Any flaws and problems with my theory without access to a camera? I could only install BWV for a bathroom and laundry pipe/tub. I wouldn't be able to put another BWV for a french drain if its connected to their main as I wouldn't see it without a camera.


----------



## Tango (Jan 13, 2018)

Previous customer who want a BWV installed. It's easy enough to install on the 4" abs but hot damn if I touch that pipe I bet I'll have to break concrete to see the mess that seems to be buried in cement that goes through the foundation. What's to say the pipe will hold as it looks just stuffed in the hub.
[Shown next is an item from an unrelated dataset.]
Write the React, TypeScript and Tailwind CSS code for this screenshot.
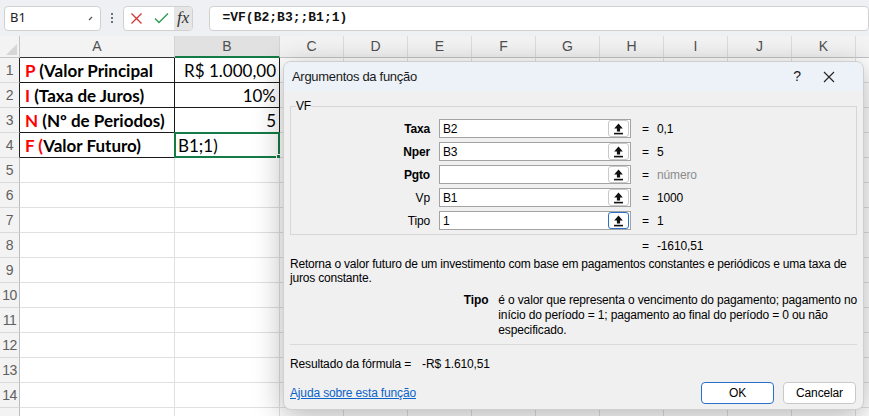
import React from 'react';

const cols = [
  { id: 'A', w: 'w-[155px]' },
  { id: 'B', w: 'w-[105px]' },
  { id: 'C', w: 'w-[64px]' },
  { id: 'D', w: 'w-[64px]' },
  { id: 'E', w: 'w-[64px]' },
  { id: 'F', w: 'w-[64px]' },
  { id: 'G', w: 'w-[64px]' },
  { id: 'H', w: 'w-[64px]' },
  { id: 'I', w: 'w-[64px]' },
  { id: 'J', w: 'w-[64px]' },
  { id: 'K', w: 'w-[64px]' },
  { id: 'L', w: 'w-[64px]' },
];

const Red = ({ children }: { children: React.ReactNode }) => (
  <span className="text-[#ff0000]">{children}</span>
);

const tableA: React.ReactNode[] = [
  <>
    <Red>P</Red> (Valor Principal
  </>,
  <>
    <Red>I</Red> (Taxa de Juros)
  </>,
  <>
    <Red>N</Red> (Nº de Periodos)
  </>,
  <>
    <Red>F (</Red>Valor Futuro)
  </>,
];

const tableB = ['R$ 1.000,00', '10%', '5'];

function RefButton({ focused }: { focused?: boolean }) {
  return (
    <div
      className={
        'absolute right-[1px] top-[0px] w-[21px] h-[17px] rounded-[3px] bg-white flex items-center justify-center border ' +
        (focused ? 'border-[#2a6fc9]' : 'border-[#c9c9c9]')
      }
    >
      <svg width="11" height="12" viewBox="0 0 11 12">
        <path d="M5.5 0.6 L1.2 5.4 H3.9 V8.6 H7.1 V5.4 H9.8 Z" fill="#111" />
        <rect x="1" y="9.8" width="9" height="1.6" fill="#111" />
      </svg>
    </div>
  );
}

const args = [
  { label: 'Taxa', bold: true, value: 'B2', result: '0,1' },
  { label: 'Nper', bold: true, value: 'B3', result: '5' },
  { label: 'Pgto', bold: true, value: '', result: 'número', muted: true },
  { label: 'Vp', bold: false, value: 'B1', result: '1000' },
  { label: 'Tipo', bold: false, value: '1', result: '1', focused: true },
];

function Toolbar() {
  return (
    <div className="h-[36px] bg-[#eef0f3] flex items-center pl-[4px]">
      <div className="w-[100px] h-[25px] bg-white border border-[#d1d1d1] rounded-[4px] flex items-center justify-between pl-[5px] pr-[6px] text-[13px] text-[#222]">
        <span>B1</span>
        <svg width="6" height="6" viewBox="0 0 6 6" className="mt-[2px]">
          <path d="M1 4 L4 1" stroke="#555" strokeWidth="1.2" />
        </svg>
      </div>
      <div className="w-[22px] flex flex-col items-center gap-[2px]">
        <span className="w-[2px] h-[2px] rounded-full bg-[#444]" />
        <span className="w-[2px] h-[2px] rounded-full bg-[#444]" />
        <span className="w-[2px] h-[2px] rounded-full bg-[#444]" />
      </div>
      <div className="w-[73px] h-[25px] bg-white border border-[#d1d1d1] rounded-[4px] flex items-center overflow-hidden">
        <div className="w-[26px] flex justify-center">
          <svg width="13" height="13" viewBox="0 0 13 13">
            <path d="M1.5 1.5 L11.5 11.5 M11.5 1.5 L1.5 11.5" stroke="#d13438" strokeWidth="1.3" />
          </svg>
        </div>
        <div className="w-[24px] flex justify-center">
          <svg width="15" height="12" viewBox="0 0 15 12">
            <path d="M1 6.5 L5 10.5 L14 1.5" stroke="#2c9a55" strokeWidth="1.4" fill="none" />
          </svg>
        </div>
        <div className="flex-1 h-full bg-[#e6e6e6] flex items-center justify-center font-['Liberation_Serif'] italic text-[17px] text-[#333]">
          fx
        </div>
      </div>
      <div className="ml-[16px] w-[680px] h-[25px] bg-white border border-[#d1d1d1] rounded-[4px] flex items-center pl-[12px] font-['Liberation_Mono'] font-bold text-[13px] text-[#111]">
        =VF(B2;B3;;B1;1)
      </div>
    </div>
  );
}

function Grid() {
  const rows = Array.from({ length: 15 }, (_, i) => i + 1);
  return (
    <div className="font-['Lato'] text-[17px] text-black">
      <div className="flex h-[22px]">
        <div className="w-[20px] shrink-0 bg-[#f3f3f3] border-r border-b border-[#c4c4c4] relative">
          <div className="absolute right-[2px] bottom-[2px] w-0 h-0 border-l-[11px] border-l-transparent border-b-[11px] border-b-[#d6d6d6]" />
        </div>
        {cols.map((c) => (
          <div
            key={c.id}
            className={
              c.w +
              ' shrink-0 flex items-center justify-center font-["Liberation_Sans"] text-[14px] text-[#505050] border-r ' +
              (c.id === 'B'
                ? 'bg-[#e1e1e1] border-b-2 border-b-[#137b43] border-r-[#d4d4d4]'
                : c.id === 'A'
                ? 'bg-[#f3f3f3] border-b border-b-[#333] border-r-[#d4d4d4]'
                : 'bg-[#f3f3f3] border-b border-b-[#c4c4c4] border-r-[#dcdcdc]')
            }
          >
            {c.id === 'L' ? '' : c.id}
          </div>
        ))}
      </div>
      {rows.map((r) => {
        const inTable = r <= 4;
        return (
          <div key={r} className="flex h-[25px]">
            <div
              className={
                'w-[20px] shrink-0 bg-[#f3f3f3] flex items-center justify-center font-["Liberation_Sans"] text-[14px] tracking-[-0.5px] text-[#606060] border-b border-b-[#dadada] border-r ' +
                (inTable ? 'border-r-[#222]' : 'border-r-[#bdbdbd]')
              }
            >
              {r < 15 ? r : ''}
            </div>
            {cols.map((c) => {
              const tableCell = inTable && (c.id === 'A' || c.id === 'B');
              const active = r === 4 && c.id === 'B';
              return (
                <div
                  key={c.id}
                  className={
                    c.w +
                    ' shrink-0 relative flex items-center pt-[2px] border-r border-b ' +
                    (tableCell ? 'border-[#1a1a1a] ' : 'border-[#e0e0e0] ') +
                    (c.id === 'B' && r <= 3 ? 'justify-end pr-[3px]' : c.id === 'A' ? 'pl-[5px]' : 'pl-[3px]')
                  }
                >
                  {c.id === 'A' && inTable && <span className="font-bold">{tableA[r - 1]}</span>}
                  {c.id === 'B' && r <= 3 && <span>{tableB[r - 1]}</span>}
                  {active && (
                    <>
                      <span>B1;1)</span>
                      <div className="absolute -left-[1px] -top-[1px] -right-[1px] -bottom-[1px] border-2 border-[#137b43]">
                        <div className="absolute -right-[3px] -bottom-[3px] w-[5px] h-[5px] bg-[#137b43] border border-white" />
                      </div>
                    </>
                  )}
                </div>
              );
            })}
          </div>
        );
      })}
    </div>
  );
}

function Dialog() {
  return (
    <div className="absolute left-[283px] top-[61px] w-[581px] h-[349px] rounded-[8px] border border-[#cfcfcf] bg-[#f0f0f0] shadow-[0_6px_30px_rgba(0,0,0,0.3)] overflow-hidden font-['Liberation_Sans'] text-[12px] tracking-[-0.15px] text-black flex flex-col">
      <div className="h-[29px] bg-[#edf2f8] flex items-center pl-[8px] pr-[28px] text-[13px] tracking-[-0.3px] text-[#1a1a1a]">
        <span className="flex-1">Argumentos da função</span>
        <span className="w-[12px] text-center text-[14px] mr-[20px]">?</span>
        <svg width="12" height="12" viewBox="0 0 12 12">
          <path d="M1 1 L11 11 M11 1 L1 11" stroke="#222" strokeWidth="1.1" />
        </svg>
      </div>
      <div className="px-[6px] flex flex-col">
        <fieldset className="mt-[8px] border border-[#d6d6d6] pb-[4px]">
          <legend className="ml-[5px] leading-[14px] text-[12px]">VF</legend>
          <div className="pt-[6px] flex flex-col gap-[4px]">
            {args.map((a) => (
              <div key={a.label} className="flex items-center h-[19px]">
                <span className={'w-[139px] text-right ' + (a.bold ? 'font-bold' : '')}>{a.label}</span>
                <div className="ml-[9px] w-[192px] h-[19px] relative bg-white border border-[#a3a3a3] flex items-center pl-[3px]">
                  {a.value}
                  <RefButton focused={a.focused} />
                </div>
                <span className="ml-[11px] w-[15px]">=</span>
                <span className={a.muted ? 'text-[#8c8c8c]' : ''}>{a.result}</span>
              </div>
            ))}
          </div>
        </fieldset>
        <div className="mt-[4px] h-[14px] leading-[14px] flex pl-[352px]">
          <span className="w-[15px]">=</span>
          <span>-1610,51</span>
        </div>
        <p className="mt-[4px] leading-[14px] whitespace-nowrap tracking-[-0.2px]">
          Retorna o valor futuro de um investimento com base em pagamentos constantes e periódicos e uma taxa de
          <br />
          juros constante.
        </p>
        <div className="mt-[8px] flex leading-[15px]">
          <span className="w-[206px] text-right font-bold">Tipo</span>
          <p className="ml-[10px] whitespace-nowrap">
            é o valor que representa o vencimento do pagamento; pagamento no
            <br />
            início do período = 1; pagamento ao final do período = 0 ou não
            <br />
            especificado.
          </p>
        </div>
        <div className="mt-[6px] border-t border-[#d9d9d9]" />
        <div className="mt-[12px] h-[14px] leading-[14px] flex">
          <span>Resultado da fórmula =</span>
          <span className="ml-[11px]">-R$ 1.610,51</span>
        </div>
        <div className="mt-[11px] h-[22px] flex items-center">
          <span className="flex-1 text-[#0a63c9] underline">Ajuda sobre esta função</span>
          <button className="w-[73px] h-[22px] rounded-[4px] bg-white border border-[#2a6fc9] text-[12px]">OK</button>
          <button className="ml-[9px] mr-[1px] w-[73px] h-[22px] rounded-[4px] bg-white border border-[#c9c9c9] text-[12px]">
            Cancelar
          </button>
        </div>
      </div>
    </div>
  );
}

export default function App() {
  return (
    <div className="w-[869px] h-[416px] relative overflow-hidden bg-white">
      <Toolbar />
      <Grid />
      <Dialog />
    </div>
  );
}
Then I can't let the 4" and washer hoses all fubar like that.

Oh yeah the hose into the cat wye is the sump pump which should go outside. :vs_OMG:

I'll have to go take a look, I'm not doing a free estimate from my computer chair.

Any ideas? :biggrin:


----------



## canuck92 (Apr 1, 2016)

Camera it see where she goes, probably be busting that floor up though.


----------



## Tango (Jan 13, 2018)

canuck92 said:


> Camera it see where she goes, probably be busting that floor up though.


Camera is an idea I hadn't thought of, because I just got it. That pipe is the main that has been hacked atrociously.
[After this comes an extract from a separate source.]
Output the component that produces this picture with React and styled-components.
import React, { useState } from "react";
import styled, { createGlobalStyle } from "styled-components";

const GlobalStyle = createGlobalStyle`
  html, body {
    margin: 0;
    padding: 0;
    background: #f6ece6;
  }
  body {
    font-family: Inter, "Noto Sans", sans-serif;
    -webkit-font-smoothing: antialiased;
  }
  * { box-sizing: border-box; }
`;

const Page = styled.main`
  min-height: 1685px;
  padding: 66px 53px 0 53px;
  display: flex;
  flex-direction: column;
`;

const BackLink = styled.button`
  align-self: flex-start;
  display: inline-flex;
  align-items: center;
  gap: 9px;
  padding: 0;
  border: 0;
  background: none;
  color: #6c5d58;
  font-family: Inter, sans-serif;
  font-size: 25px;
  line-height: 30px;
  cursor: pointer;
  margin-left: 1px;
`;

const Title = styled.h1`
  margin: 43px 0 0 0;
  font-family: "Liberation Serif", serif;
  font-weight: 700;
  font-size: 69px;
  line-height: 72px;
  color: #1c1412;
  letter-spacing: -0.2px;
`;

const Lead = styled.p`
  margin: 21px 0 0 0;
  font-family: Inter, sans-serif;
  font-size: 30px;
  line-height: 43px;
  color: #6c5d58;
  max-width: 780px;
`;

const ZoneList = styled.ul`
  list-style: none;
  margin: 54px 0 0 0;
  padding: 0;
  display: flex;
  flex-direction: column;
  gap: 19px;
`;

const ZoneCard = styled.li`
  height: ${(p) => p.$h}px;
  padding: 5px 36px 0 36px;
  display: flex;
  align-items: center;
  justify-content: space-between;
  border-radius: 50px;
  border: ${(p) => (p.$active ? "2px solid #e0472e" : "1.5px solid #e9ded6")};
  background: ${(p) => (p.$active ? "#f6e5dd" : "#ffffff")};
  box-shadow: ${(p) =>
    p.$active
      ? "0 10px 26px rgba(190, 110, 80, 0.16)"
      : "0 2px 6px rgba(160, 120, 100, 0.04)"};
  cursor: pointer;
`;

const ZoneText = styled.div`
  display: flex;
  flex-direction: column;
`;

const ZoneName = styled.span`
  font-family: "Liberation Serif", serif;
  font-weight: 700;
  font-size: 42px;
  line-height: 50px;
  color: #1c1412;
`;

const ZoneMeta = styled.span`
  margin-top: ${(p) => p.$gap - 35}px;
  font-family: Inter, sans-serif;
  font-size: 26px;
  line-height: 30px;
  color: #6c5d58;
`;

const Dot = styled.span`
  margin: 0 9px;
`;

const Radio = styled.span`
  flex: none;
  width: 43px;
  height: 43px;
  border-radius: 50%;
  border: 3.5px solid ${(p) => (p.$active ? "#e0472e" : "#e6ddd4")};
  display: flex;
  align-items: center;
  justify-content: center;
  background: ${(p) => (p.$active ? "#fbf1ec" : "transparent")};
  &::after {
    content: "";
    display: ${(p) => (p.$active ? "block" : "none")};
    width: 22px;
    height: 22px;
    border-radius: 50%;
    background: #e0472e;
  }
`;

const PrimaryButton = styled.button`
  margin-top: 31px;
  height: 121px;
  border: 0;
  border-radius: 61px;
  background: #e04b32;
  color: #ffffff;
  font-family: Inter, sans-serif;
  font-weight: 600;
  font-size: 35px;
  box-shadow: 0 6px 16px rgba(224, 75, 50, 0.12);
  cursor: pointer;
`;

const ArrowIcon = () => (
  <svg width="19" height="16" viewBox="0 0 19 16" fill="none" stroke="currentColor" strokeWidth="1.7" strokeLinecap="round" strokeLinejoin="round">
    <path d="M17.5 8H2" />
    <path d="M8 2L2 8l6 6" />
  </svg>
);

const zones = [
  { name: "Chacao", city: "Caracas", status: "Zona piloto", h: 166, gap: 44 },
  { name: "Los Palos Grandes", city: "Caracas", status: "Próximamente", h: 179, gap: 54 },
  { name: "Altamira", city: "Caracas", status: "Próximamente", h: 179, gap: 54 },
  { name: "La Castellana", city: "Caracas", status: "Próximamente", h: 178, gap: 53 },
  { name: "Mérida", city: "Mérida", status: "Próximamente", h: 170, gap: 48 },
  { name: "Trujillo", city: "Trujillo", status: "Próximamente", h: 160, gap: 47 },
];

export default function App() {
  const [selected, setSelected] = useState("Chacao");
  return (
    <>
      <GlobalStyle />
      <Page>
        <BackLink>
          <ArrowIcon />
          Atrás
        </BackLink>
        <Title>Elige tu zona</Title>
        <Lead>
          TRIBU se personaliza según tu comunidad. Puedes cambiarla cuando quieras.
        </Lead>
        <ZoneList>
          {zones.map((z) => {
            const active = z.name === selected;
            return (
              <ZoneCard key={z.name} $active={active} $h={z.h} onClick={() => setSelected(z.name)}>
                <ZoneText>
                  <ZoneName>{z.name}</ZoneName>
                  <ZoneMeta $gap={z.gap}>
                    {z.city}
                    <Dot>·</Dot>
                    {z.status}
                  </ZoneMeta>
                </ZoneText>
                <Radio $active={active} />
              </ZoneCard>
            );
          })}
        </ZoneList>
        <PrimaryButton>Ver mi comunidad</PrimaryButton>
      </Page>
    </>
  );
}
The part that goes in the concrete is the foundation wall, the part where its abs though the dirt leads to a recent bathroom on the other side of the wall. 

I bet the guy is going to back out when I say to fix all the issues he's looking at over 2.5 to 4K to fix everything. I don't want to get involved if all I do is install a mainline BWV on the ABS.


----------



## Tango (Jan 13, 2018)

I got my second BWV phone call since I got my camera ans locator. I talk to this woman and she wants an estimate, her basement flooded by the sump pump pit. 
She says another plumber came by and the basement toilet was installed on a clean out. So I explain I got to camera the line to see if the french drain are connected and see if the sump is connected too and it'll take at least 2 hours to check everything. I tell her the fees and credit so I can provide a quote.

She got annoyed saying I got to pay before even starting! NO!!


It's what I feared more people who demand free work. Please can anyone tell me how a company goes out for free and without checking adequately can give a price??? They might say 1900$ but what if the french drain are tied to the roof gutters or the sump. The customer will flood, they don't care to get sued or something??


----------